12 Awesome Wrestling Gimmicks WWE Didn’t Know How To Handle
The superstar treatment.
When Matt Hardy left Impact Wrestling for WWE's greener pastures in 2017, the fanbase at large eagerly awaited the return of the 'Broken' Universe that had served him so magnificently. When he got trapped in a losing streak, the anticipation reached a fever pitch.
Enter Bray Wyatt.
The abused and misused wreckage of WWE's last flirtation with the bizarre, Wyatt was positioned as the first foe of newly-christened 'Woken' Matt, and 'The Eater Of Worlds' again turned chicken salad to chickensh*t. Hardy's greatest creation was rapidly bastardised and it was no laughing matter, despite the company's reliance on virtually that alone from the ordinarily verbose broken brother. Their Raw 25 match was intended as a token gesture to a p*ssed off and ripped off Manhattan Center crowd. It did little but add insult to the injured bank balances of the high end punters.
The big spenders should have known better - this was far from the first time a beloved idea, concept or persona has been trashed by the company theoretically best suited to market it.
12. Dean Malenko
Adapting his 'Iceman' persona wholesale from his wicked ECW 'shooter' run, WCW understood that Dean Malenko's quiet charisma was wrapped up in his devastating effectiveness in the ring.

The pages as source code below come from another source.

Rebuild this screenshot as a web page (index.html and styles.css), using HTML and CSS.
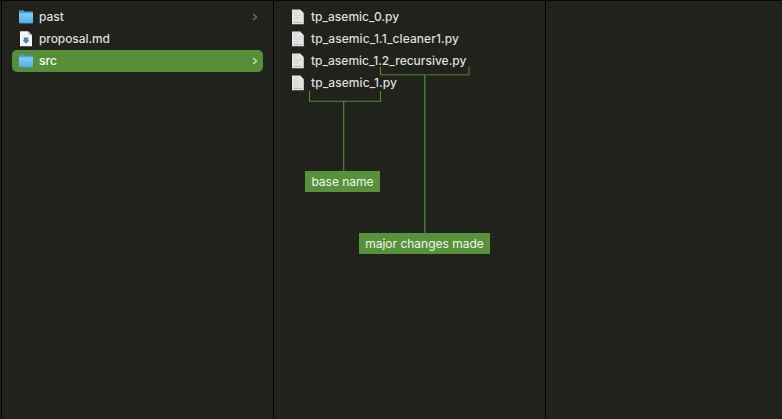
FILE: index.html
```html
<!DOCTYPE html>
<html lang="en">
<head>
<meta charset="utf-8">
<title>Files</title>
<link rel="stylesheet" href="styles.css">
</head>
<body>
<svg width="0" height="0" class="defs">
  <defs>
    <linearGradient id="blue" x1="0" y1="0" x2="0" y2="1"><stop offset="0" stop-color="#7dcdf9"/><stop offset="1" stop-color="#55aee5"/></linearGradient>
    <symbol id="folder" viewBox="0 0 16 16">
      <path d="M1 2.4Q1 1.3 2 1.3H5.2L6.6 2.5H14Q15 2.5 15 3.5V8H1Z" fill="#3f9bd3"/>
      <path d="M1 4.4H15V13.3Q15 14.2 14.2 14.2H1.8Q1 14.2 1 13.3Z" fill="url(#blue)"/>
      <path d="M1 4.2H15" stroke="#8ad5fb" stroke-width=".6"/>
      <path d="M1.3 13.9H14.7" stroke="#439bd1" stroke-width=".6"/>
    </symbol>
    <symbol id="markdown" viewBox="0 0 16 16">
      <path d="M2 .3H10L14 4.3V15.3H2Z" fill="#f5f7f7"/>
      <path d="M10 .3V4.3H14Z" fill="#c9cdce"/>
      <path d="M5.8 6 7 6.7 8 6 9 6.7 10.2 6V9.2H11.4L8 12.8 4.6 9.2H5.8Z" fill="#4f88a5"/>
    </symbol>
    <symbol id="python" viewBox="0 0 16 16">
      <path d="M2 .4H9.8L13.8 4.4V15.3H2Z" fill="#e6e6e6"/>
      <path d="M9.8 .4V4.4H13.8Z" fill="#fff" stroke="#b5b5b5" stroke-width=".4"/>
      <path d="M3.6 2.5H7.6M3.6 4.5H7M3.6 6.5H11M3.6 8.5H10M3.6 10.5H8" stroke="#c6c6c6" stroke-width=".7" stroke-dasharray="2 .6"/>
      <path d="M3.6 13.4H12.2" stroke="#999" stroke-width=".8" stroke-dasharray="2 .6"/>
    </symbol>
    <symbol id="chevron" viewBox="0 0 6 8">
      <path d="M1.2 1 4.5 4 1.2 7" fill="none" stroke="currentColor" stroke-width="1.2"/>
    </symbol>
  </defs>
</svg>
<main class="browser">
  <section class="column first">
    <div class="row"><svg class="icon"><use href="#folder"/></svg><span class="name">past</span><svg class="chevron"><use href="#chevron"/></svg></div>
    <div class="row"><svg class="icon"><use href="#markdown"/></svg><span class="name proposal">proposal.md</span></div>
    <div class="row selected"><svg class="icon"><use href="#folder"/></svg><span class="name">src</span><svg class="chevron"><use href="#chevron"/></svg></div>
  </section>
  <section class="column second">
    <div class="row"><svg class="icon"><use href="#python"/></svg><span class="name">tp_asemic_0.py</span></div>
    <div class="row"><svg class="icon"><use href="#python"/></svg><span class="name cleaner">tp_asemic_1.1_cleaner1.py</span></div>
    <div class="row"><svg class="icon"><use href="#python"/></svg><span class="name">tp_asemic_1.2_recursive.py</span></div>
    <div class="row"><svg class="icon"><use href="#python"/></svg><span class="name single">tp_asemic_1.py</span></div>
  </section>
  <section class="column third"></section>
</main>
<svg class="connectors" viewBox="0 0 782 419" fill="none" stroke="#528c36">
  <path d="M309.5 91V101.3H380.5V91M343.7 101V171" stroke-width="1.1"/>
  <path d="M380.5 74.8H469V67" stroke="#3f652b" stroke-width="1.6"/>
  <path d="M380.5 67V75M424.8 75V233" stroke-width="1.2"/>
</svg>
<div class="tag base">base name</div>
<div class="tag changes">major changes made</div>
</body>
</html>
```
FILE: styles.css
```css
* { box-sizing: border-box; }
body {
  margin: 0;
  width: 782px;
  height: 419px;
  overflow: hidden;
  position: relative;
  background: #22221d;
  color: #dededc;
  font-family: Inter, "Liberation Sans", sans-serif;
  font-size: 12px;
}
.defs { position: absolute; }
.browser {
  display: grid;
  grid-template-columns: 274px 272px 1fr;
  height: 419px;
  border-top: 1px solid #080807;
}
.column { padding: 5px 10px 0; border-right: 1px solid #000; }
.first { border-left: 1px solid #000; margin-left: 1px; }
.third { border-right: 0; }
.row {
  display: flex;
  align-items: center;
  height: 22px;
  padding: 0 5px 0 6px;
  border-radius: 5px;
}
.selected { background: #578f39; color: #fff; }
.icon { width: 16px; height: 16px; margin-right: 5px; flex: none; }
.name { font-weight: 500; line-height: 22px; white-space: nowrap; }
.proposal { letter-spacing: -0.08px; }
.cleaner { letter-spacing: 0.08px; }
.single { letter-spacing: 0.08px; }
.chevron { width: 6px; height: 8px; margin-left: auto; color: #777773; }
.selected .chevron { color: #dbe9d4; }
.connectors { position: absolute; inset: 0; width: 782px; height: 419px; }
.tag {
  position: absolute;
  height: 21px;
  line-height: 21px;
  text-align: center;
  white-space: nowrap;
  background: #57923b;
  color: #eef7e9;
}
.base { left: 305px; top: 171px; width: 75px; }
.changes { left: 359px; top: 233px; width: 131px; }
```
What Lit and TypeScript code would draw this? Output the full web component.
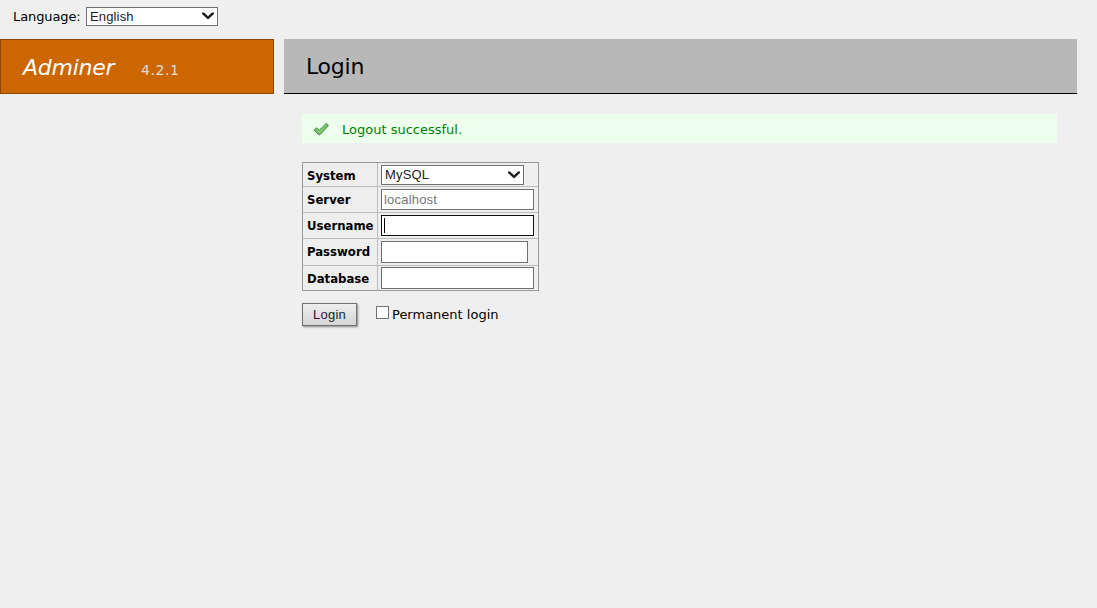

In league with his 'Man of a 1,000 Holds' moniker, Malenko was a wrestling machine, letting his skills do the talking and his thousand-yard stare bore a hole through his opponents.
Kept completely separate from the New World Order and other main event shenanigans, the character got over huge in WCW's alternate universe Cruiserweight Division, with Malenko establishing himself as a lynchpin of the league following landmark battles with Rey Mysterio, Psychosis and Ultimo Dragon.
Never was this connection with the crowd more apparent than in his feud with Chris Jericho, where a surprise unmasking against the Canadian loudmouth after months of inactivity sent fans into hysterics.
WWE just couldn't convert his highly-skilled attributes into something they deemed marketable, particularly during the frenetic turn-of-the-century product Malenko would enter.
Struggling to portray himself as an ill-fitting James Bond-esque lothario, Malenko clung on to his main roster spot until his retirement in late-2001 where he'd begin his new career as a multi-faceted WWE front office employee.